Lauréats du Prix Synergie de l’innovation 2015
La laitue mène à tout, pourvu que l’on creuse! C’est exactement ce que viennent de prouver Jean Caron et Daniel Malenfant. Après huit ans d’efforts acharnés qui ont requis un investissement de plus de 5 M$, le chercheur de l’Université Laval et le directeur général de la firme Vert Nature ont développé AGIRRSOL, un logiciel qui permet de suivre et de combler en temps réel les besoins en eau des laitues et d’éviter, à la fois, le manque et le gaspillage d’eau ainsi que la perte de récoltes.
Le programme informatique qu’ils ont développé (en partenariat avec les firmes Delfland, Fermes Hotte et Van Winden, Maraîchers J.P.L Guérin & fils et Production horticole Van Winden) vient d’ailleurs de leur valoir le Prix Synergie de l’innovation 2015 décerné par le Conseil de recherches en sciences naturelles et en génie du Canada (CRSNG).
«Au départ, raconte Jean Caron, ce sont de grands producteurs maraîchers qui nous ont approchés. Ils étaient confrontés au problème de la brûlure de la pointe et souhaitaient qu’on les aide à trouver une solution à ce désordre physiologique qui leurs occasionnaient de grandes pertes.»

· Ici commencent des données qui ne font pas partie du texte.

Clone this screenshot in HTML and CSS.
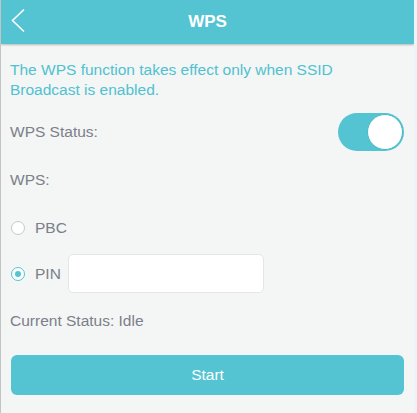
FILE: index.html
```html
<!DOCTYPE html>
<html lang="en">
<head>
  <meta charset="UTF-8">
  <meta name="viewport" content="width=device-width, initial-scale=1.0">
  <title>WPS</title>
  <link rel="stylesheet" href="styles.css">
</head>
<body>
  <div class="page">
    <div class="bar">
      <svg class="back" width="16" height="26" viewBox="0 0 16 26">
        <polyline points="13,1.5 1.5,12.5 13,23.5" fill="none" stroke="#fff" stroke-width="1.6"/>
      </svg>
      <h1>WPS</h1>
    </div>

    <div class="content">
      <p class="note">The WPS function takes effect only when SSID Broadcast is enabled.</p>

      <div class="row status">
        <span>WPS Status:</span>
        <div class="toggle"><div class="knob"></div></div>
      </div>

      <div class="row label">WPS:</div>

      <label class="row radio pbc">
        <span class="dot"></span>
        <span>PBC</span>
      </label>

      <label class="row radio pin">
        <span class="dot on"></span>
        <span>PIN</span>
        <input type="text" class="pin-box">
      </label>

      <div class="row label current">Current Status: Idle</div>

      <button class="start">Start</button>
    </div>
  </div>
</body>
</html>
```

FILE: styles.css
```css
body {
  margin: 0;
  background-color: #eef3f9;
  font-family: "Liberation Sans", Arial, sans-serif;
  font-size: 15.5px;
  color: #7b8089;
}

.page {
  width: 413px;
  height: 413px;
  border-left: 1px solid #c4c4c4;
  background-color: #f4f5f5;
  overflow: hidden;
}

.bar {
  height: 44px;
  background-color: #54c4d2;
  box-shadow: 0 1px 2px rgba(0,0,0,0.25);
  display: flex;
  align-items: center;
  justify-content: center;
  position: relative;
}

.bar h1 {
  margin: 0;
  color: white;
  font-size: 17px;
  font-weight: bold;
}

.back {
  position: absolute;
  left: 10px;
  top: 8px;
}

.content {
  padding: 16px 10px 0 9px;
}

.note {
  margin: 0;
  color: #4fc2d0;
  line-height: 20px;
}

.row {
  display: flex;
  align-items: center;
  line-height: 20px;
}

.status {
  justify-content: space-between;
  height: 38px;
  margin-top: 13px;
}

.toggle {
  width: 66px;
  height: 38px;
  border-radius: 19px;
  background-color: #54c4d2;
  position: relative;
}

.knob {
  position: absolute;
  right: 1px;
  top: 1px;
  width: 34px;
  height: 34px;
  border-radius: 50%;
  background-color: white;
  border: 1px solid #45b9c7;
}

.label {
  margin-top: 19px;
}

.radio {
  gap: 10px;
}

.pbc {
  margin-top: 28px;
}

.dot {
  width: 12px;
  height: 12px;
  border: 1px solid #c9c9c9;
  border-radius: 50%;
  background-color: white;
  margin-left: 1px;
  position: relative;
}

.dot.on {
  border-color: #54c4d2;
}

.dot.on::after {
  content: "";
  position: absolute;
  left: 3px;
  top: 3px;
  width: 6px;
  height: 6px;
  border-radius: 50%;
  background-color: #54c4d2;
}

.pin {
  margin-top: 16px;
  height: 39px;
}

.pin-box {
  width: 196px;
  height: 39px;
  box-sizing: border-box;
  border: 1px solid #e6e6e6;
  border-radius: 5px;
  background-color: white;
  margin-left: -3px;
}

.current {
  margin-top: 18px;
}

.start {
  display: block;
  width: 393px;
  height: 40px;
  margin-top: 24px;
  margin-left: 1px;
  border: none;
  border-radius: 6px;
  background-color: #54c4d2;
  color: white;
  font-family: inherit;
  font-size: 15.5px;
}
```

Conscient qu’il s’agissait d’une problématique de gestion de l’irrigation, le spécialiste en physique des sols a planché sur un logiciel qui, en couplant les données de capteurs mesurant l’humidité du sol et celles des études de cartographie effectuées sur le terrain, permettrait de générer une prescription d’irrigation très précise. Puisque 30% des problèmes sont liés à l’irrigation et 40% relèvent du drainage, on comprend vite les gains de productivité que ce logiciel pourrait offrir.
«Notre logiciel, c’est exactement comme si on fournissait aux pompiers un système d’alarme qui leur prédirait où et dans combien de jours allait se déclarer l’incendie. Nous sommes en mode préventif plutôt que réactif.»
Après avoir procédé à plus de 3000 sondages sur les milliers d’acres de production des maraîchers impliqués dans le projet, un réseau de capteurs sans fil a été installé dans les champs. Ce réseau transmet au logiciel les données qu’il analyse en tenant compte des prévisions météorologiques. Les résultats sont finalement transmis au producteur qui saura alors où, quand et dans quel ordre exactement il lui faudra arroser ses parcelles de terre.
Ces informations sont d’autant plus précieuses que le phénomène de la brûlure de la pointe résulte d’un problème de circulation du calcium dans la plante. «C’est l’eau contenue dans le sol qui transporte le calcium nécessaire à la plante, explique M. Caron. Si le sol est trop sec ou s’il est saturé d’eau, dans les deux cas, la feuille souffrira d’une déficience localisée de calcium. Notre logiciel a été conçu justement pour éviter ce problème.»
Ne nous contons pas de salade. AGIRRSOL n’est encore qu’un prototype. M. Caron et Malenfant savent qu’il faudra encore ajouter et intégrer des contraintes de drainage pour améliorer la performance du logiciel. Il sera également nécessaire d’y coupler des outils de cartographie à plus grande échelle. Et comme les drones actuellement sur le marché n’offrent pas du tout le niveau de précision que les sondes qu’utilisent aujourd’hui nos lauréats, il faudra encore patienter quelques années avant que les producteurs de jeunes pousses de laitues, d’épinards, de mesclun, voire éventuellement de pommes de terre, de canneberges, de fraises et de maïs puissent en profiter.